I lost a whole weekend of sleep in recovering that one from logs, and that was when I learned some good tricks for ensuring recoverability....

dheera|8 years ago

Agreed. Also, why didn't they have a backup of some sort? The hard drive on the server could have failed and it would have been just as bad.

Sounds like an incompetent set of people running the production server.

justbaker|8 years ago

"It's your first day, we don't understand security so here's the combination to the safe. Have fun!!"

cwilkes|8 years ago

"we have a bunch of guns, we aren't sure which ones are loaded, all the safeties are off and we modified them to go off randomly"

jdietrich|8 years ago

If someone on their first day of work can do this much damage, what could a disgruntled veteran do? If Snowden has taught us anything, it's that internal threats are just as dangerous as external threats.
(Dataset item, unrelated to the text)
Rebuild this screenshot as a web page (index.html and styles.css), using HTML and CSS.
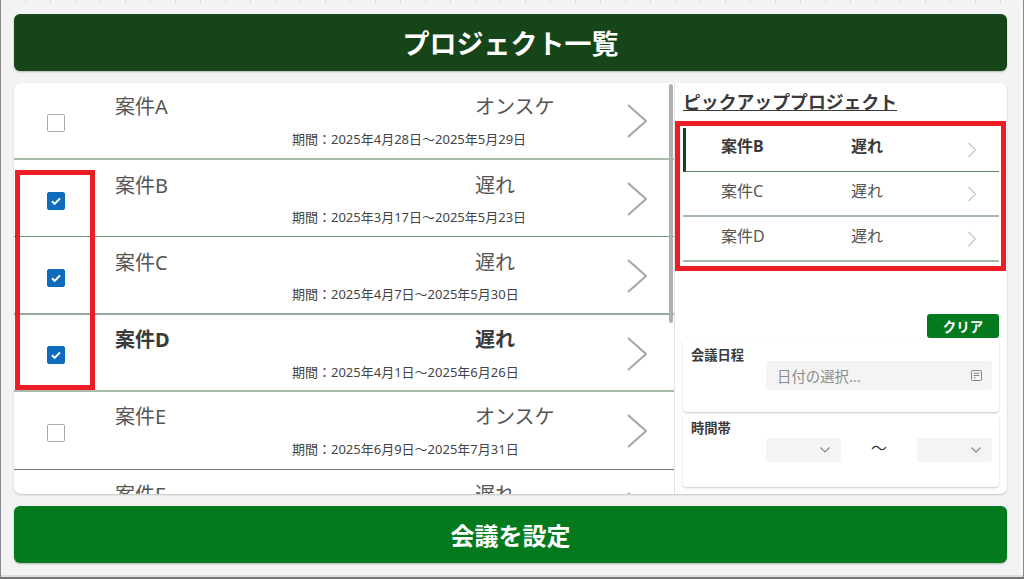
FILE: index.html
```html
<!DOCTYPE html>
<html lang="ja">
<head>
<meta charset="utf-8">
<title>プロジェクト一覧</title>
<link rel="stylesheet" href="styles.css">
</head>
<body>
<div class="frame">
  <header class="title-bar">プロジェクト一覧</header>
  <main class="panel">
    <section class="list">
      <div class="row">
        <div class="check-cell"><span class="check"></span></div>
        <div class="row-main">
          <div class="row-top"><span class="name">案件A</span><span class="status">オンスケ</span></div>
          <div class="period">期間：2025年4月28日～2025年5月29日</div>
        </div>
        <svg class="chev" viewBox="0 0 20 34"><path d="M1 1l18 16L1 33"/></svg>
      </div>
      <div class="row">
        <div class="check-cell"><span class="check on"><svg viewBox="0 0 16 16"><path d="M4 8.300l2.700 2.600L12 5.400"/></svg></span></div>
        <div class="row-main">
          <div class="row-top"><span class="name">案件B</span><span class="status">遅れ</span></div>
          <div class="period">期間：2025年3月17日～2025年5月23日</div>
        </div>
        <svg class="chev" viewBox="0 0 20 34"><path d="M1 1l18 16L1 33"/></svg>
      </div>
      <div class="row">
        <div class="check-cell"><span class="check on"><svg viewBox="0 0 16 16"><path d="M4 8.300l2.700 2.600L12 5.400"/></svg></span></div>
        <div class="row-main">
          <div class="row-top"><span class="name">案件C</span><span class="status">遅れ</span></div>
          <div class="period">期間：2025年4月7日～2025年5月30日</div>
        </div>
        <svg class="chev" viewBox="0 0 20 34"><path d="M1 1l18 16L1 33"/></svg>
      </div>
      <div class="row bold">
        <div class="check-cell"><span class="check on"><svg viewBox="0 0 16 16"><path d="M4 8.300l2.700 2.600L12 5.400"/></svg></span></div>
        <div class="row-main">
          <div class="row-top"><span class="name">案件D</span><span class="status">遅れ</span></div>
          <div class="period">期間：2025年4月1日～2025年6月26日</div>
        </div>
        <svg class="chev" viewBox="0 0 20 34"><path d="M1 1l18 16L1 33"/></svg>
      </div>
      <div class="row">
        <div class="check-cell"><span class="check"></span></div>
        <div class="row-main">
          <div class="row-top"><span class="name">案件E</span><span class="status">オンスケ</span></div>
          <div class="period">期間：2025年6月9日～2025年7月31日</div>
        </div>
        <svg class="chev" viewBox="0 0 20 34"><path d="M1 1l18 16L1 33"/></svg>
      </div>
      <div class="row">
        <div class="check-cell"><span class="check"></span></div>
        <div class="row-main">
          <div class="row-top"><span class="name">案件F</span><span class="status">遅れ</span></div>
        </div>
        <svg class="chev" viewBox="0 0 20 34"><path d="M1 1l18 16L1 33"/></svg>
      </div>
      <div class="scrollbar"></div>
    </section>
    <aside class="side">
      <h2 class="side-title">ピックアッププロジェクト</h2>
      <div class="picks">
        <div class="pick active"><span class="pick-name">案件B</span><span class="pick-status">遅れ</span><svg class="pick-chev" viewBox="0 0 8 16"><path d="M.5 1l7 7-7 7"/></svg></div>
        <div class="pick"><span class="pick-name">案件C</span><span class="pick-status">遅れ</span><svg class="pick-chev" viewBox="0 0 8 16"><path d="M.5 1l7 7-7 7"/></svg></div>
        <div class="pick"><span class="pick-name">案件D</span><span class="pick-status">遅れ</span><svg class="pick-chev" viewBox="0 0 8 16"><path d="M.5 1l7 7-7 7"/></svg></div>
      </div>
      <div class="clear-wrap"><button class="clear">クリア</button></div>
      <div class="card date-card">
        <div class="label">会議日程</div>
        <div class="date-input"><span>日付の選択...</span>
          <svg class="cal" viewBox="0 0 12 12"><rect x=".5" y=".5" width="11" height="11" rx="1.500"/><path d="M3 3.500h6M3 6h6M3 8.500h2"/></svg>
        </div>
      </div>
      <div class="card time-card">
        <div class="label">時間帯</div>
        <div class="time-row">
          <div class="select"><svg class="caret" viewBox="0 0 10 6"><path d="M.5.5L5 5 9.500.5"/></svg></div>
          <span class="tilde">～</span>
          <div class="select"><svg class="caret" viewBox="0 0 10 6"><path d="M.5.5L5 5 9.500.5"/></svg></div>
        </div>
      </div>
    </aside>
    <div class="mark mark-checks"></div>
    <div class="mark mark-picks"></div>
  </main>
  <button class="submit">会議を設定</button>
</div>
</body>
</html>
```
FILE: styles.css
```css
* { box-sizing: border-box; }
html, body { margin: 0; height: 579px; overflow: hidden; }
body {
  font-family: "Noto Sans", "Noto Sans CJK JP", sans-serif;
  color: #444;
  background: #fff;
}
.frame {
  position: relative;
  width: 1024px;
  height: 579px;
  padding: 14px 16px 14px 13px;
  display: flex;
  flex-direction: column;
  gap: 12px;
  background: #f3f3f3;
  border-left: 1px solid #8a8a8a;
  border-right: 1px solid #8a8a8a;
  border-bottom: 2px solid #777;
  box-shadow: inset 0 -2px 0 #dedede, inset -3px 0 0 #f8f8f8;
}
.frame::before {
  content: "";
  position: absolute;
  inset: 0 0 auto 0;
  height: 3px;
  background: repeating-linear-gradient(90deg, #f3f3f3 0 24px, #d9d9d9 24px 25px);
}
.title-bar {
  height: 57px;
  flex: none;
  display: flex;
  align-items: center;
  justify-content: center;
  background: #16451a;
  color: #fff;
  font-size: 27px;
  font-weight: 700;
  border-radius: 6px;
  box-shadow: 0 1px 2px rgba(0,0,0,.25);
}
.panel {
  height: 411px;
  flex: none;
  display: flex;
  position: relative;
  background: #fff;
  border-radius: 7px;
  box-shadow: 0 1px 2px rgba(0,0,0,.2);
}
.list {
  width: 661px;
  flex: none;
  position: relative;
  overflow: hidden;
  border-radius: 7px 0 0 7px;
  border-right: 1px solid #e2e2e2;
}
.row {
  height: 77.22px;
  display: flex;
  border-bottom: 2px solid #a9bcab;
  padding-right: 7px;
  position: relative;
}
.row:nth-child(2) { border-bottom: 1px solid #6f9273; }
.row:nth-child(3) { border-bottom-color: #9aa89b; }
.row:nth-child(5) { height: 78px; border-bottom: 1px solid #707e71; }
.check-cell {
  width: 84px;
  flex: none;
  display: flex;
  align-items: center;
  justify-content: center;
  padding-top: 6px;
}
.row:first-child .check-cell { padding-top: 4px; }
.check {
  width: 18px;
  height: 18px;
  display: block;
  background: #fff;
  border: 1px solid #aaa;
  border-radius: 2px;
}
.check.on { background: #0f6cbd; border-color: #0f6cbd; }
.check svg { width: 16px; height: 16px; display: block; fill: none; stroke: #fff; stroke-width: 2; }
.row-main {
  width: 529px;
  flex: none;
  padding: 11px 0 0 17px;
}
.row:first-child .row-main { padding-top: 9px; }
.row-top { display: flex; height: 26px; align-items: center; font-size: 20px; color: #555; }
.name { width: 360px; flex: none; }
.period { margin-top: 12px; padding-left: 177px; font-size: 13px; line-height: 17px; color: #444; }
.row:first-child .period { margin-top: 13px; }
.bold .name, .bold .status { font-weight: 700; color: #3a3a3a; }
.chev {
  width: 20px;
  height: 34px;
  flex: none;
  margin-top: 22px;
  fill: none;
  stroke: #a6a6a6;
  stroke-width: 2;
}
.row:first-child .chev { margin-top: 21px; }
.scrollbar {
  position: absolute;
  left: 655px;
  top: 1px;
  width: 4px;
  height: 239px;
  background: #b0b0b0;
  border-radius: 2px;
}
.side {
  flex: 1;
  min-width: 0;
  padding: 0 8px;
  display: flex;
  flex-direction: column;
}
.side-title {
  margin: 6px 0 0;
  height: 26px;
  font-size: 17.85px;
  line-height: 26px;
  font-weight: 700;
  color: #3a3a3a;
  text-decoration: underline;
}
.picks { margin-top: 13px; }
.pick {
  height: 45px;
  display: flex;
  align-items: flex-start;
  padding: 9px 0 0 38px;
  font-size: 16px;
  line-height: 20px;
  color: #555;
  border-bottom: 2px solid #a3b8a5;
  position: relative;
}
.pick.active {
  height: 44px;
  padding-top: 8px;
  font-weight: 700;
  color: #3a3a3a;
  border-left: 3px solid #16451a;
  padding-left: 35px;
  border-bottom: 1px solid #5f8262;
}
.pick-name { width: 130px; flex: none; }
.pick-status { width: 117px; flex: none; }
.pick-chev { width: 8px; height: 16px; margin-top: 5px; fill: none; stroke: #c4c4c4; stroke-width: 1.2; }
.active .pick-chev { margin-top: 6px; }
.clear-wrap { display: flex; justify-content: flex-end; margin-top: 52px; }
.clear {
  width: 72px;
  height: 24px;
  border: 0;
  padding: 0;
  background: #047a1e;
  color: #fff;
  font: 700 13.5px "Noto Sans", "Noto Sans CJK JP", sans-serif;
  border-radius: 3px;
}
.card {
  height: 74px;
  margin-bottom: 2px;
  padding: 8px 7px 0 8px;
  background: #fff;
  border-radius: 4px;
  box-shadow: 0 1px 2px rgba(0,0,0,.22);
}
.time-card { height: 73px; padding-top: 5px; }
.label { font-size: 13.25px; line-height: 18px; font-weight: 700; color: #3a3a3a; }
.date-input {
  margin: -3px 0 0 75px;
  height: 29px;
  display: flex;
  align-items: center;
  justify-content: space-between;
  padding: 0 10px 0 11px;
  background: #f4f4f4;
  border-radius: 3px;
  font-size: 14.4px;
  color: #8c8c8c;
}
.cal { width: 11px; height: 11px; fill: none; stroke: #777; stroke-width: 1; }
.time-row {
  margin: 1px 0 0 75px;
  display: flex;
  align-items: center;
  justify-content: space-between;
}
.select {
  width: 75px;
  height: 24px;
  display: flex;
  align-items: center;
  justify-content: flex-end;
  padding-right: 11px;
  background: #f4f4f4;
  border-radius: 3px;
}
.caret { width: 10px; height: 6px; fill: none; stroke: #888; stroke-width: 1.2; }
.tilde { font-size: 16px; line-height: 16px; padding-bottom: 5px; color: #333; }
.mark {
  position: absolute;
  border: 5px solid #ee1c25;
  background: transparent;
  pointer-events: none;
}
.mark-checks { left: 1px; top: 87px; width: 80px; height: 220px; }
.mark-picks { left: 661px; top: 38px; width: 331px; height: 150px; }
.submit {
  height: 57px;
  flex: none;
  border: 0;
  padding: 0;
  background: #047a1e;
  color: #fff;
  font: 700 24px "Noto Sans", "Noto Sans CJK JP", sans-serif;
  border-radius: 6px;
  box-shadow: 0 1px 2px rgba(0,0,0,.25);
}
```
This shop sounds like a raging tire fire of negligence.

hashkb|8 years ago

He didn't follow the docs exactly. That doesn't matter, though, your first day should be bulletproof and if it's not, it's on the CTO. The buck does not stop with junior engineers on their first day.

austenallred|8 years ago

> He didn't follow the docs exactly

Sure, but having the plaintext credentials for a readily-deletable prod db as an example before you instruct someone to wipe the db doesn't salvage competence very much.

FLUX-YOU|8 years ago

Don't tell Etsy that

ajeet_dhaliwal|8 years ago

Thanks for Tom Watson quote, I'd never heard it before, it's a good one. Also agree with everything else you just said, this is not the junior devs fault at all.

mschwaig|8 years ago

He might be inept, but in this instance the CTO is mainly just covering his own ass.

mikeryan|8 years ago

"Yeah the whole site is buggered, and the backups aren't working - but I fired the Junior developer who did it" Is not how you Cover Your Ass ™.